Psychology of the Strange is a narrative psychology podcast that explores the eerie, the uncanny, and the deeply human. Every episode begins with an original atmospheric story rooted in dark folklore, superstition, or real events and then shifts into a psychological analysis that unpacks why these tales grip the human mind. From winter-born omens and skeletal visitors to fearlessness, moral ambiguity, and the monsters we create to explain uncertainty, this show lives in the spaces where folklore and psychology overlap.
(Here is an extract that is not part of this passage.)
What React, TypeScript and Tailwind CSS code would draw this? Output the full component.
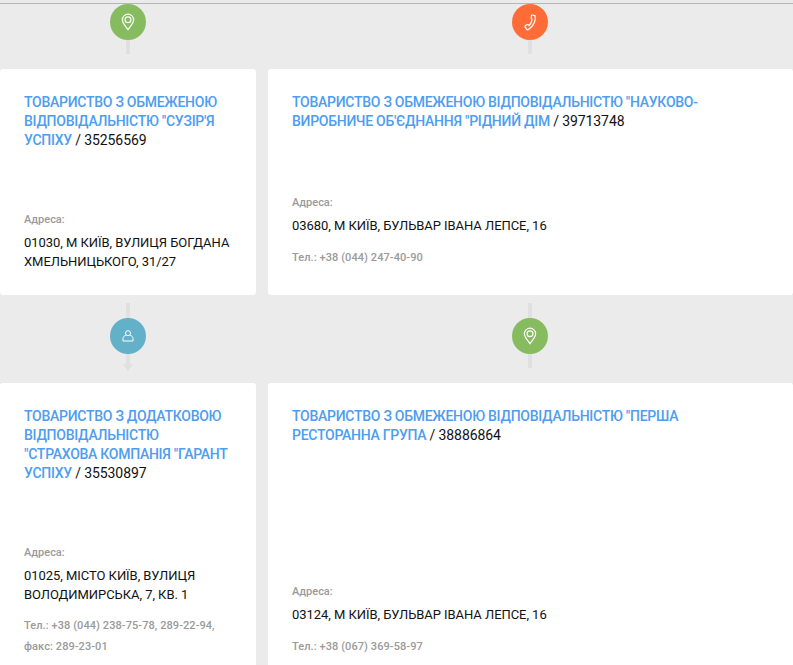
const GREY = "bg-[#e0e0e0]";

function Pin() {
  return (
    <svg width="14" height="18" viewBox="0 0 14 18" fill="none" stroke="white" strokeWidth="1.2">
      <path d="M7 16.6 C5 13.6 1.4 10.6 1.4 6.8 A5.6 5.6 0 0 1 12.6 6.8 C12.6 10.6 9 13.6 7 16.6 Z" />
      <circle cx="7" cy="6.8" r="2.9" />
    </svg>
  );
}
function Phone() {
  return (
    <svg width="14" height="18" viewBox="0 0 14 18" fill="none" stroke="white" strokeWidth="1.2" strokeLinejoin="round">
      <path d="M9.4 2 L12.2 2.8 C13 7.6 10.2 13.6 5.4 16.6 C4.6 17 4 16.8 3.6 16.2 L2.2 14.2 C1.8 13.6 2 13 2.6 12.6 L4.2 11.6 C4.8 11.3 5.4 11.6 6.2 12.6 C7.8 11 8.8 8.8 9 6.4 C8.4 6.2 8.2 5.8 8.2 5 L8.4 2.8 C8.5 2.2 8.9 1.9 9.4 2 Z" />
    </svg>
  );
}
function User() {
  return (
    <svg width="12" height="12" viewBox="0 0 12 12" fill="none" stroke="white" strokeWidth="1">
      <circle cx="6" cy="3.2" r="2.5" />
      <path d="M3.8 5.4 C2 6 1 7 1 8.6 V11 H11 V8.6 C11 7 10 6 8.2 5.4" />
    </svg>
  );
}

function Connector({ color, icon, lineTop, lineBottom, arrow }: { color: string; icon: React.ReactNode; lineTop?: boolean; lineBottom: number; arrow?: boolean }) {
  return (
    <div className="flex flex-col items-center">
      {lineTop && <div className={`w-[4px] h-[15px] ${GREY}`} />}
      <div className={`w-[36px] h-[36px] rounded-full flex items-center justify-center ${color}`}>{icon}</div>
      <div className={`w-[4px] ${GREY}`} style={{ height: lineBottom }} />
      {arrow && <div className="w-0 h-0 border-l-[5px] border-r-[5px] border-t-[7px] border-l-transparent border-r-transparent border-t-[#e0e0e0]" />}
    </div>
  );
}

function Card({ name, code, addr, tel, width, h, telMt }: { name: string; code: string; addr: string; tel?: string; width: string; h: string; telMt?: string }) {
  return (
    <div className={`bg-white rounded-[3px] px-[24px] pt-[24px] flex flex-col shrink-0 ${width} ${h}`}>
      <div className="max-w-[440px] text-[14px] leading-[19px] text-[#111]">
        <a className="font-medium tracking-[-0.27px] text-[#4d9df0]">{name}</a>
        <span className="tracking-[-0.1px]"> / {code}</span>
      </div>
      <div className="flex-1" />
      <div className="text-[11px] leading-[16px] font-medium text-[#9a9a9a]">Адреса:</div>
      <div className="mt-[5px] text-[13px] tracking-[-0.05px] leading-[19px] text-[#111]">{addr}</div>
      {tel && <div className={`${telMt ?? "mt-[12px]"} text-[11px] tracking-[0.08px] leading-[21px] font-medium text-[#9a9a9a]`}>{tel}</div>}
    </div>
  );
}

export default function App() {
  return (
    <div className="w-[793px] h-[665px] overflow-hidden bg-[#ebebeb] font-['Roboto',sans-serif]">
      <div className="h-[4px] border-b border-[#b5b5b5]" />
      <div className="flex h-[65px]">
        <div className="w-[256px] mr-[12px] flex justify-center">
          <Connector color="bg-[#86bb60]" icon={<Pin />} lineBottom={14} />
        </div>
        <div className="w-[523px] flex justify-center">
          <Connector color="bg-[#ff6c37]" icon={<Phone />} lineBottom={14} />
        </div>
      </div>
      <div className="flex gap-[12px]">
        <Card width="w-[256px]" h="h-[226px] pb-[24px]" name="ТОВАРИСТВО З ОБМЕЖЕНОЮ ВІДПОВІДАЛЬНІСТЮ &quot;СУЗІР'Я УСПІХУ" code="35256569" addr="01030, М КИЇВ, ВУЛИЦЯ БОГДАНА ХМЕЛЬНИЦЬКОГО, 31/27" />
        <Card width="w-[525px]" h="h-[226px] pb-[27px]" name="ТОВАРИСТВО З ОБМЕЖЕНОЮ ВІДПОВІДАЛЬНІСТЮ &quot;НАУКОВО-ВИРОБНИЧЕ ОБ'ЄДНАННЯ &quot;РІДНИЙ ДІМ" code="39713748" addr="03680, М КИЇВ, БУЛЬВАР ІВАНА ЛЕПСЕ, 16" tel="Тел.: +38 (044) 247-40-90" />
      </div>
      <div className="flex h-[88px] pt-[8px]">
        <div className="w-[256px] mr-[12px] flex justify-center">
          <Connector color="bg-[#62b1c8]" icon={<User />} lineTop lineBottom={10} arrow />
        </div>
        <div className="w-[523px] flex justify-center">
          <Connector color="bg-[#86bb60]" icon={<Pin />} lineTop lineBottom={14} />
        </div>
      </div>
      <div className="flex gap-[12px]">
        <Card width="w-[256px]" h="h-[300px] pb-[26px]" telMt="mt-[11px]" name="ТОВАРИСТВО З ДОДАТКОВОЮ ВІДПОВІДАЛЬНІСТЮ &quot;СТРАХОВА КОМПАНІЯ &quot;ГАРАНТ УСПІХУ" code="35530897" addr="01025, МІСТО КИЇВ, ВУЛИЦЯ ВОЛОДИМИРСЬКА, 7, КВ. 1" tel="Тел.: +38 (044) 238-75-78, 289-22-94, факс: 289-23-01" />
        <Card width="w-[525px]" h="h-[300px] pb-[26px]" name="ТОВАРИСТВО З ОБМЕЖЕНОЮ ВІДПОВІДАЛЬНІСТЮ &quot;ПЕРША РЕСТОРАННА ГРУПА" code="38886864" addr="03124, М КИЇВ, БУЛЬВАР ІВАНА ЛЕПСЕ, 16" tel="Тел.: +38 (067) 369-58-97" />
      </div>
    </div>
  );
}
If you like stories that linger… and explanations that cut deeper… you’re in the right place.

ABOUT THE HOST

Hosted by Tara Perreault, a doctoral student in psychology at the University of South Florida. Her research focuses on the darker edges of human nature: fearlessness, Dark Triad traits, moral ambiguity, recreational fear, and the meanings people draw from the strange and the supernatural. Tara blends academic insight with myth, atmosphere, and psychological storytelling. Her approach is part folklore study, part dark psychology, part narrative experiment. She has presented research at multiple conferences, published empirical work, and spent years studying how people make sense of fear — in haunted houses, on screen, and in the stories we pass down through generations. Psychology of the Strange is her creative extension of that work: a place where the uncanny becomes meaningful, and where every monster is really a metaphor for something we haven’t faced yet.
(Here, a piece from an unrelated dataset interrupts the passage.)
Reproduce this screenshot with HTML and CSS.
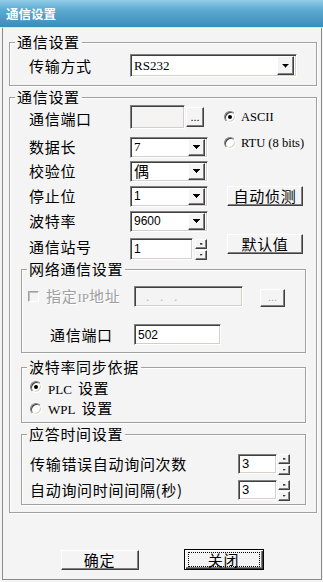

Copyright 2023 All rights reserved.
Ciencia Ciencias Sociales Mundial
Episodios
  • Rugaru Legend in the Bayou
    Apr 14 2026

    Deep in the Louisiana bayou, something moves through the cypress trees after dark. The rougarou (aka rugaru or rougaroux) is Louisiana's legendary swamp werewolf. It has haunted Cajun folklore for centuries, born from the French loup-garou legend and shaped by the fears of a displaced people trying to hold their world together in the dark.
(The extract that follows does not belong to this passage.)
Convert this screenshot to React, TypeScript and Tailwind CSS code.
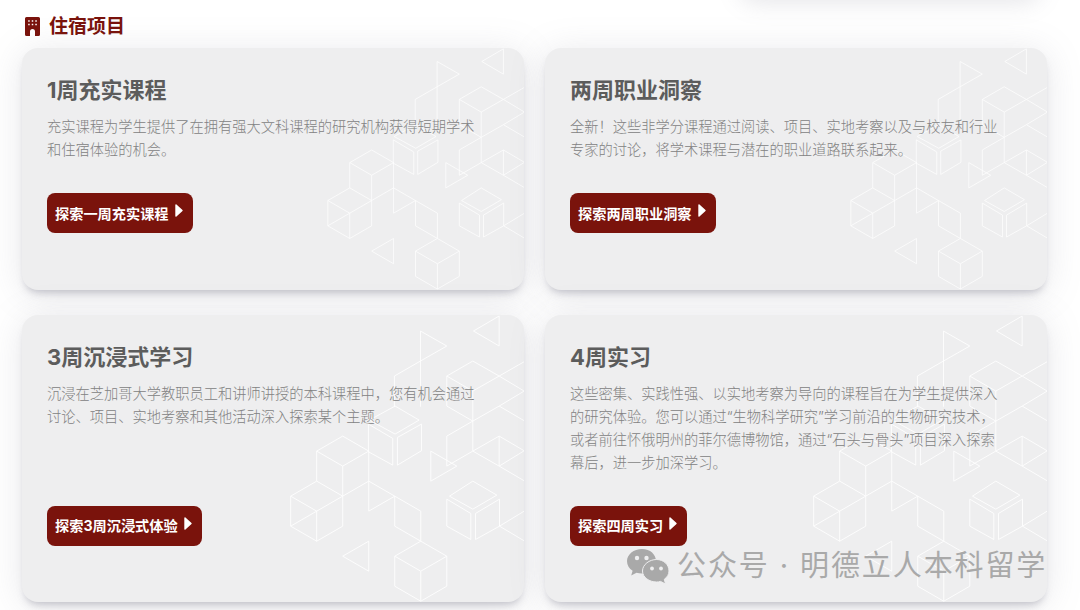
import React from "react";

const font = { fontFamily: 'Inter, "Noto Sans CJK SC", sans-serif' };

const cards = [
  {
    title: "1周充实课程",
    body: "充实课程为学生提供了在拥有强大文科课程的研究机构获得短期学术和住宿体验的机会。",
    button: "探索一周充实课程",
  },
  {
    title: "两周职业洞察",
    body: "全新！这些非学分课程通过阅读、项目、实地考察以及与校友和行业专家的讨论，将学术课程与潜在的职业道路联系起来。",
    button: "探索两周职业洞察",
  },
  {
    title: "3周沉浸式学习",
    body: "沉浸在芝加哥大学教职员工和讲师讲授的本科课程中，您有机会通过讨论、项目、实地考察和其他活动深入探索某个主题。",
    button: "探索3周沉浸式体验",
  },
  {
    title: "4周实习",
    body: "这些密集、实践性强、以实地考察为导向的课程旨在为学生提供深入的研究体验。您可以通过“生物科学研究”学习前沿的生物研究技术，或者前往怀俄明州的菲尔德博物馆，通过“石头与骨头”项目深入探索幕后，进一步加深学习。",
    button: "探索四周实习",
  },
];

// cube line art, scales with the card height and sits on the right edge
function Cubes() {
  return (
    <svg
      viewBox="-3 45 735 860"
      preserveAspectRatio="xMaxYMid meet"
      className="absolute right-0 top-0 h-full"
      fill="none"
      stroke="#ffffff"
      strokeWidth="2.8"
      strokeOpacity="0.9"
    >
      <path d="M657 48L580 93L657 138Z" />
      <path d="M421 93L500 138L421 183L343 228V320M421 93V320" />
      <path d="M345 318L417 360L345 402L268 360Z" />
      <path d="M265 372L338 415V495L265 455Z" />
      <path d="M352 412L424 372V452L352 495Z" />
      <path d="M500 228L578 183L657 228L578 273Z" />
      <path d="M500 228V318L578 363M578 273V453M657 228L732 185M657 228L732 273L657 318L732 362" />
      <path d="M657 318L578 363L500 408V498L578 453L657 498L732 542" />
      <path d="M578 453L657 408L732 452L657 498M657 408V498" />
      <path d="M452 453L530 498L452 543Z" />
      <path d="M110 453L188 408L266 453L188 498Z" />
      <path d="M110 453V543M188 498V588M266 453V633M266 543L188 588" />
      <path d="M188 588L110 633L32 588L110 543Z" />
      <path d="M32 588V678L110 723L188 678V588M110 633V723M110 633L32 678" />
      <path d="M266 543L344 588L266 633" />
      <path d="M344 588L422 633V723M344 588V678L422 723" />
      <path d="M344 768L422 723L500 768L422 813Z" />
      <path d="M344 768V858L422 903L500 858V768M422 813V903" />
      <path d="M266 723L188 768L266 813Z" />
      <path d="M508 588L578 543L650 585L578 627Z" />
      <path d="M500 597L572 640V718L500 678Z" />
      <path d="M586 718V640L658 597V678Z" />
      <path d="M658 678L732 633M658 678L732 722" />
    </svg>
  );
}

function Card({ title, body, button }: { title: string; body: string; button: string }) {
  return (
    <div className="relative overflow-hidden rounded-2xl bg-[#eeeeef] shadow-[0_6px_8px_-4px_rgba(90,90,110,0.36),0_4px_36px_rgba(120,120,140,0.18)]">
      <Cubes />
      <div className="relative flex h-full flex-col pl-[25px] pr-[47px] pb-[56.3px] pt-[27px]">
        <h3 className="text-[22px] font-bold leading-[30px] text-[#5c5c5c]">{title}</h3>
        <p className="mt-[11px] max-w-[430px] text-[14.25px] font-light leading-[22.7px] text-[#828282]">{body}</p>
        <div className="mt-auto pt-[30px]">
          <a className="inline-flex h-[40px] items-center gap-[6px] rounded-lg bg-[#7a130c] pl-2 pr-[10px] text-[14.2px] font-bold text-white">
            {button}
            <svg width="8" height="13" viewBox="0 0 8 13" className="mb-[5px]">
              <path d="M1 1L7 6.500L1 12Z" fill="#fff" stroke="#fff" strokeWidth="1.4" strokeLinejoin="round" />
            </svg>
          </a>
        </div>
      </div>
    </div>
  );
}

export default function App() {
  return (
    <div className="relative h-[610px] w-[1080px] overflow-hidden bg-white" style={font}>
      {/* edge of the panel above, only its shadow shows */}
      <div className="absolute left-[740px] top-[-40px] h-[40px] w-[300px] rounded-2xl shadow-[0_2px_24px_rgba(120,120,140,0.2)]" />

      <div className="relative px-[22px]">
        <div className="flex h-[48px] items-center gap-[9px] pl-[3px] pt-[6px]">
          <svg width="15" height="19" viewBox="0 0 15 19" fill="#7a130c" className="mb-[1px]">
            <path
              fillRule="evenodd"
              d="M1.500 0H13.500A1.500 1.500 0 0 1 15 1.500V17.500A1.500 1.500 0 0 1 13.500 19H10V14.500A2.500 2.500 0 0 0 5 14.500V19H1.500A1.500 1.500 0 0 1 0 17.500V1.500A1.500 1.500 0 0 1 1.500 0ZM3.200 3.200V4.700H4.700V3.200ZM6.750 3.200V4.700H8.250V3.200ZM10.300 3.200V4.700H11.800V3.200ZM3.200 6.700V8.200H4.700V6.700ZM6.750 6.700V8.200H8.250V6.700ZM10.300 6.700V8.200H11.800V6.700Z"
            />
          </svg>
          <h2 className="text-[19px] font-bold text-[#7a130c]">住宿项目</h2>
        </div>

        <div className="grid grid-cols-[502px_502px] grid-rows-[241.6px_286.9px] gap-x-[21px] gap-y-[25.8px]">
          {cards.map((c) => (
            <Card key={c.title} {...c} />
          ))}
        </div>
      </div>

      {/* watermark over the last card */}
      <div className="absolute left-[627px] top-[546px] flex items-center gap-[8px] text-[29px] leading-[40px] tracking-[1.9px] text-[#a9a9a9]">
        <svg width="42" height="36" viewBox="0 0 42 36">
          <path d="M15 1C6.700 1 0 6.500 0 13.300C0 17.200 2.200 20.600 5.600 22.800L4.200 27.500L9.500 24.700C11.200 25.200 13 25.500 15 25.500C22 25.500 29 20.500 29 13.300C29 6.500 23.300 1 15 1Z" fill="#a9a9a9" />
          <circle cx="10" cy="10" r="2.200" fill="#eeeeef" />
          <circle cx="19.500" cy="10" r="2.200" fill="#eeeeef" />
          <path d="M29.500 11.500C22.500 11.500 15.500 16.500 15.500 23C15.500 29.500 22.500 34 29.500 34C31 34 32.300 33.800 33.500 33.400L38.500 36L37.300 31.300C40.200 29.300 42 26.300 42 23C42 16.500 36.500 11.500 29.500 11.500Z" fill="#a9a9a9" stroke="#eeeeef" strokeWidth="1" />
          <circle cx="25" cy="20.500" r="1.900" fill="#eeeeef" />
          <circle cx="34" cy="20.500" r="1.900" fill="#eeeeef" />
        </svg>
        <span>公众号 · 明德立人本科留学</span>
      </div>
    </div>
  );
}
    In this episode of Psychology of the Strange, we trace the rougarou from its roots in medieval French werewolf mythology through the Acadian exile of 1755 and into the swamps of southern Louisiana, where it became something far more specific than a monster. We dig into the Catholic guilt and excommunication architecture baked into the curse, the psychology of folklore as social control, and why breaking your Lenten fast for seven consecutive years might be the last mistake you ever make. We explore terror management theory, moral disengagement, and institutional betrayal and why the only escape from a Church-built curse runs straight through Louisiana voodoo.

    Plus: why the rougarou can't count to thirteen, what that has to do with Judas, and how a creature built to punish sinners became an unlikely guardian of the Louisiana wetlands and maybe something of a cryptid antihero for our current moment.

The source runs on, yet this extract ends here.